At my lunchtime Kiwanis meeting, just before my erstwhile young associate stood to present a discussion of the Wee Guverner's attempt to gerrymander our judicial circuits in his continuing quest to disenfranchise and just generally screw over the Democrats who comprise around half of the state's population, even if it means screwing over all these nice old people sitting around me who mostly voted for the little troll, they passed around the basket for "gratitude dollars". The weekly drill called for placing a dollar or a five in the basket, and articulating to the group something for which you're grateful. Several in a row said with a smile how grateful they were that this huge storm landed over there and not over here. I dropped my fiver in the basket and said the storm had passed directly over our home a little while ago. I was just grateful for insurance. An audible gasp rose up from the crowd. Every shot may make someone happy, but it also makes someone else quite unhappy.


At that point we had no intel regarding how Wyldswood had fared. George was stuck in Old Town with fifty miles of downed trees on the road between his place and the farm. Mike had gone by the place to check the cattle as the storm was coming ashore, and rather cryptically texted P that we "should have cut all these dam pine."

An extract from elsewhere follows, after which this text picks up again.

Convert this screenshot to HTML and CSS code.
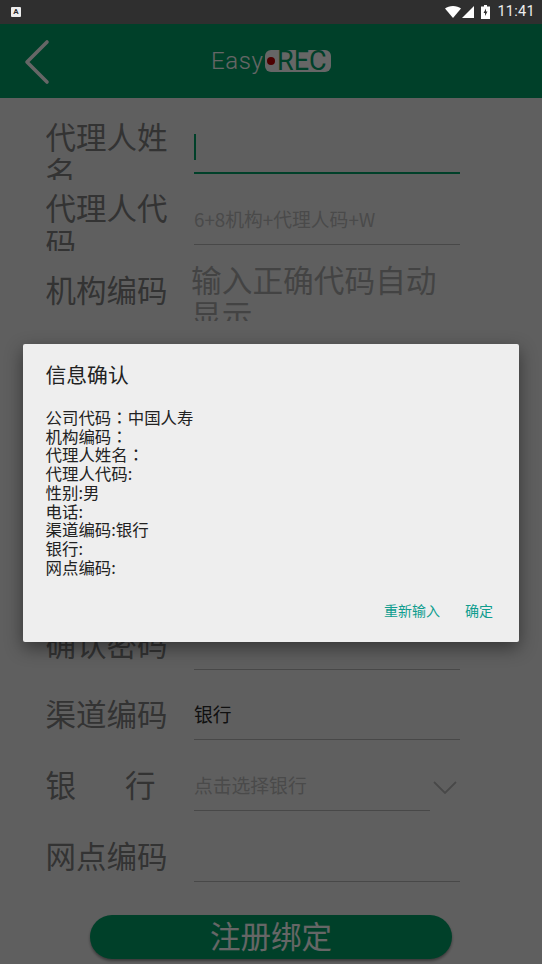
FILE: index.html
```html
<!DOCTYPE html>
<html lang="zh-CN">

<head>
    <meta charset="UTF-8">
    <meta name="viewport" content="width=device-width, initial-scale=1.0">
    <title>EasyREC</title>
    <link rel="stylesheet" href="styles.css">
</head>

<body>
    <div class="status-bar">
        <span class="status-app">A</span>
        <div class="status-right">
            <svg class="wifi-icon" viewBox="0 0 16 12"><path d="M0 2.6C2 .9 4.8 0 8 0s6 .9 8 2.6L8 12z" fill="#fff"/></svg>
            <svg class="signal-icon" viewBox="0 0 12 12"><path d="M12 0v12H0z" fill="#fff"/></svg>
            <svg class="battery-icon" viewBox="0 0 9 14"><path d="M3 0h3v1.5h3V14H0V1.5h3z" fill="#fff"/><path d="M5 3.5 2.5 8H4v3l2.5-4.500H5z" fill="#2f2f2f"/></svg>
            <span class="status-time">11:41</span>
        </div>
    </div>

    <header class="app-header">
        <svg class="back-icon" viewBox="0 0 26 46"><path d="M23 3 3 23l20 20" fill="none" stroke="#fff" stroke-width="3.600" stroke-linecap="round" stroke-linejoin="round"/></svg>
        <div class="logo">
            <span class="logo-easy">Easy</span>
            <span class="logo-pill"><i class="logo-dot"></i>REC</span>
        </div>
    </header>

    <main class="form">
        <div class="row">
            <div class="label">代理人姓名</div>
            <div class="field field-focus"><i class="caret"></i></div>
        </div>
        <div class="row">
            <div class="label">代理人代码</div>
            <div class="field placeholder">6+8机构+代理人码+W</div>
        </div>
        <div class="row">
            <div class="label label-single">机构编码</div>
            <div class="field-auto">输入正确代码自动显示</div>
        </div>
        <div class="row">
            <div class="label label-single">性别</div>
            <div class="field"></div>
        </div>
        <div class="row">
            <div class="label label-single">电话</div>
            <div class="field"></div>
        </div>
        <div class="row">
            <div class="label label-single">验证码</div>
            <div class="field"></div>
        </div>
        <div class="row">
            <div class="label label-single">设置密码</div>
            <div class="field"></div>
        </div>
        <div class="row">
            <div class="label label-single">确认密码</div>
            <div class="field"></div>
        </div>
        <div class="row">
            <div class="label label-single">渠道编码</div>
            <div class="field value">银行</div>
        </div>
        <div class="row">
            <div class="label label-single label-spread"><span>银</span><span>行</span></div>
            <div class="field field-short placeholder">点击选择银行</div>
            <svg class="select-icon" viewBox="0 0 24 13"><path d="M1 1l11 11L23 1" fill="none" stroke="#b5b5b5" stroke-width="1.800"/></svg>
        </div>
        <div class="row">
            <div class="label label-single">网点编码</div>
            <div class="field"></div>
        </div>
        <button class="submit-btn">注册绑定</button>
    </main>

    <div class="scrim"></div>

    <div class="dialog">
        <h2 class="dialog-title">信息确认</h2>
        <div class="dialog-body">
            <div>公司代码<span class="colon" lang="zh-TW">：</span>中国人寿</div>
            <div>机构编码<span class="colon" lang="zh-TW">：</span></div>
            <div>代理人姓名<span class="colon" lang="zh-TW">：</span></div>
            <div>代理人代码:</div>
            <div>性别:男</div>
            <div>电话:</div>
            <div>渠道编码:银行</div>
            <div>银行:</div>
            <div>网点编码:</div>
        </div>
        <div class="dialog-actions">
            <span class="dialog-btn">重新输入</span>
            <span class="dialog-btn">确定</span>
        </div>
    </div>
</body>
</html>
```

FILE: styles.css
```css
* {
    box-sizing: border-box;
}

html, body {
    margin: 0;
    height: 964px;
    overflow: hidden;
}

body {
    font-family: "Noto Sans CJK SC", "Noto Sans", sans-serif;
    background-color: #eee;
    position: relative;
}

/* status bar sits above the dialog scrim */
.status-bar {
    position: relative;
    z-index: 3;
    height: 24px;
    background-color: #2f2f2f;
    display: flex;
    align-items: center;
    justify-content: space-between;
    padding: 0 7px 1px 11px;
}

.status-app {
    width: 10px;
    height: 10px;
    background-color: #eee;
    border-radius: 1px;
    color: #2f2f2f;
    font-family: "Roboto", sans-serif;
    font-size: 8px;
    font-weight: 700;
    line-height: 10px;
    text-align: center;
}

.status-right {
    display: flex;
    align-items: center;
}

.wifi-icon {
    width: 16px;
    height: 12px;
    margin-right: 1px;
}

.signal-icon {
    width: 12px;
    height: 12px;
    margin-right: 7px;
}

.battery-icon {
    width: 9px;
    height: 14px;
    margin-right: 7px;
}

.status-time {
    font-family: "Roboto", sans-serif;
    font-size: 14.500px;
    color: #eee;
    letter-spacing: 0.3px;
}

.app-header {
    height: 74px;
    background-color: #00a068;
    position: relative;
    display: flex;
    align-items: center;
    justify-content: center;
}

.back-icon {
    position: absolute;
    left: 24px;
    top: 15px;
    width: 26px;
    height: 46px;
}

.logo {
    display: flex;
    align-items: center;
    margin-top: -1px;
}

.logo-easy {
    font-family: "Roboto", sans-serif;
    font-weight: 300;
    font-size: 24px;
    line-height: 22px;
    color: #fff;
    width: 54px;
    letter-spacing: 0.6px;
}

.logo-pill {
    width: 66px;
    height: 22px;
    background-color: #fff;
    border-radius: 6px;
    display: flex;
    align-items: center;
    padding-left: 2px;
    font-family: "Roboto", sans-serif;
    font-size: 27px;
    font-weight: 400;
    color: #00a068;
}

.logo-dot {
    width: 8px;
    height: 8px;
    border-radius: 50%;
    background-color: #c00000;
    margin-right: 2px;
}

.form {
    padding-top: 5px;
}

.row {
    height: 70.800px;
    padding-left: 45.500px;
    display: flex;
    align-items: flex-start;
    position: relative;
}

.label {
    width: 123px;
    height: 61px;
    margin-top: 16px;
    margin-right: 25.500px;
    overflow: hidden;
    font-size: 30.500px;
    line-height: 35px;
    color: #808080;
}

.label-single {
    padding-top: 11px;
}

.label-spread {
    display: flex;
    gap: 49px;
}

.field {
    width: 266px;
    height: 71px;
    padding-top: 29px;
    border-bottom: 1.500px solid #b3b3b3;
    font-size: 18.800px;
    line-height: 32px;
    position: relative;
}

.field-focus {
    border-bottom: 2px solid #00a068;
}

.field-short {
    width: 236px;
}

.placeholder {
    color: #b8b8b8;
}

.value {
    color: #2a2a2a;
}

.caret {
    position: absolute;
    left: 0;
    top: 31px;
    width: 1.500px;
    height: 26px;
    background-color: #00a068;
}

.field-auto {
    width: 266px;
    height: 76px;
    margin-left: -3px;
    padding-top: 16px;
    overflow: hidden;
    font-size: 30.700px;
    line-height: 35px;
    color: #a8a8a8;
}

.select-icon {
    width: 24px;
    height: 13px;
    margin-top: 41px;
    margin-left: 3px;
}

.submit-btn {
    display: block;
    width: 362px;
    height: 44px;
    margin: 33px 0 0 90px;
    border: none;
    border-radius: 22px;
    background-color: #00a068;
    box-shadow: 0 2px 3px rgba(0, 0, 0, 0.4);
    color: #fff;
    font-family: inherit;
    font-size: 30.500px;
    line-height: 40px;
    padding: 0 0 4px;
}

.scrim {
    position: absolute;
    top: 24px;
    left: 0;
    right: 0;
    bottom: 0;
    z-index: 1;
    background-color: rgba(0, 0, 0, 0.6);
}

.dialog {
    position: absolute;
    z-index: 2;
    left: 23px;
    top: 344px;
    width: 496px;
    height: 298px;
    padding: 15px 23px 0 22.500px;
    background-color: #eee;
    border-radius: 2px;
    box-shadow: 0 6px 18px rgba(0, 0, 0, 0.45);
    display: flex;
    flex-direction: column;
}

.dialog-title {
    margin: 0;
    font-size: 20.800px;
    font-weight: 400;
    line-height: 30px;
    color: #222;
}

.dialog-body {
    margin-top: 19px;
    font-size: 16.450px;
    line-height: 18.700px;
    color: #222;
}

.colon {
    font-family: "Noto Sans CJK TC", sans-serif;
}

.dialog-actions {
    display: flex;
    justify-content: flex-end;
    gap: 25px;
    margin-top: 24px;
    padding-right: 3px;
}

.dialog-btn {
    font-size: 14px;
    line-height: 20px;
    color: #0f9d8e;
}
```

Rural Southerners are less sentimental about pine trees than the rest of us. While I close my eyes and see, along with Hoagy Carmichael and Ray Charles, "moonlight through the pines", the farm-raised crowd just sees a spindly tree that's apt to fall on your house or barn in a storm. P'd seen to it that we didn't have any pines within a hundred yards of the house. Did one of the barns get crushed?


We waited for news, trying to get on with our day. I responded to dozens of texts and messages from friends offering their concern and sympathy, which pretty much forced whatever paying work I'd hoped to accomplish to grind to a halt. Finally at two I left the office for ECP and the flight up here to Asheville to pick up the plane, figuring I'd fly back to Florida this morning, either to FPY or ECP, so I could survey the wreckage and start the insurance claims process.


I arrived too early at ECP, after nearly missing my flight last Friday when I found myself in the security line with an entire college marching band. This time there was no one around, so I breezed through the metal detector and set up shop in the airport bar with time to spare and a little work to do.


Meanwhile, I anxiously checked the news, Facebook, and my own text threads for an update from Taylor County. Information is always spotty in those hours right after the storm takes down cell towers and power lines, creating a sort of communication dead zone sort of like when an Apollo capsule went ominously silent as it burned its way back into the atmosphere, and we'd all collectively exhale when one of the astronauts made that first transmission from our side of the stratosphere.


The first transmissions I received came as the jet pulled up to the gate at Charlotte. P wanted me to call her, as did George and Issac. I knew George was battling his way through wreckage with Beth as I was leaving ECP, having finally made it up to the farm from their place. Now I'd hear what they found.


The photos on my phone looked about like one would expect. Lots of snapped off pine trees. The greenhouse had been lifted and tossed across the pasture between the house and the hay field. The neighbor's privacy panels that shielded his meth lab from our driveway were strewn about.


But that was it. The house was fine, the barns undamaged, the farm equipment intact. It's looking like there won't even be an insurance claim.


I recall three decades ago the moments before, during, and after my first combat sortie. The hours leading up to that night were filled with fear and mourning for my own demise, imagination populated with images of tracers and explosions and death. The actual experience was what it was, less dreadful in some ways but more acute in others.


But afterward we all felt this giddiness, this joy, that I've never been able to describe or replicate since. We'd survived. We all laughed and told flying stories with our hands of dodging SAMs and getting disoriented in the soup as we tried to find the tankers in the dark. We smoked. We slapped backs. If I could bottle that sensation, I'd put every distiller on the planet out of business.


Last night felt just the slightest bit similar. These last eleven days have been some of the toughest. The Columbia stranded me here in Asheville, and I drove all night to fulfill a work commitment first thing the next morning. I tried to work a full week while planning my mother's funeral. I flew to Texas, picked up her ashes and drove around with them, stopping by our old house where we reminisced about those crazy days. I herded relatives who'd flooded into Dallas from all over the country to be there for the family. Then I flew home to news of a storm building off the Yucatan that threatened the Gulf Coast, and watched in horror as it drew a bead on a place P and I love more than any other, anticipating loss compounded upon loss. I'm not sure how I got through the days since I arrived here for a fuel stop that Sunday evening.


But I did, and Wyldswood survived. Hence, this morning's giddiness.


After speaking with George I decided there's no point in rushing back to Perry today. There will be no insurance claim to open, the airport is closed for a week, and there's no electricity in the lines or fuel at the pumps. All I'd do is stand there and sweat, assuming I could get through the downed trees to the farm at all. So I'll fly back to Corning today, and maybe just "be" for a a little while. A week from tomorrow Issac's volunteered to meet me at the farm to help run equipment and clear all those downed trees, and George agrees that's a pretty good plan for now.


Hey, it's seven a.m. here! Dawn's early light has begun to illuminate the tree line outside (pines, no doubt), and it promises to be a gorgeous day to fly an airplane up the East Coast. Off we go.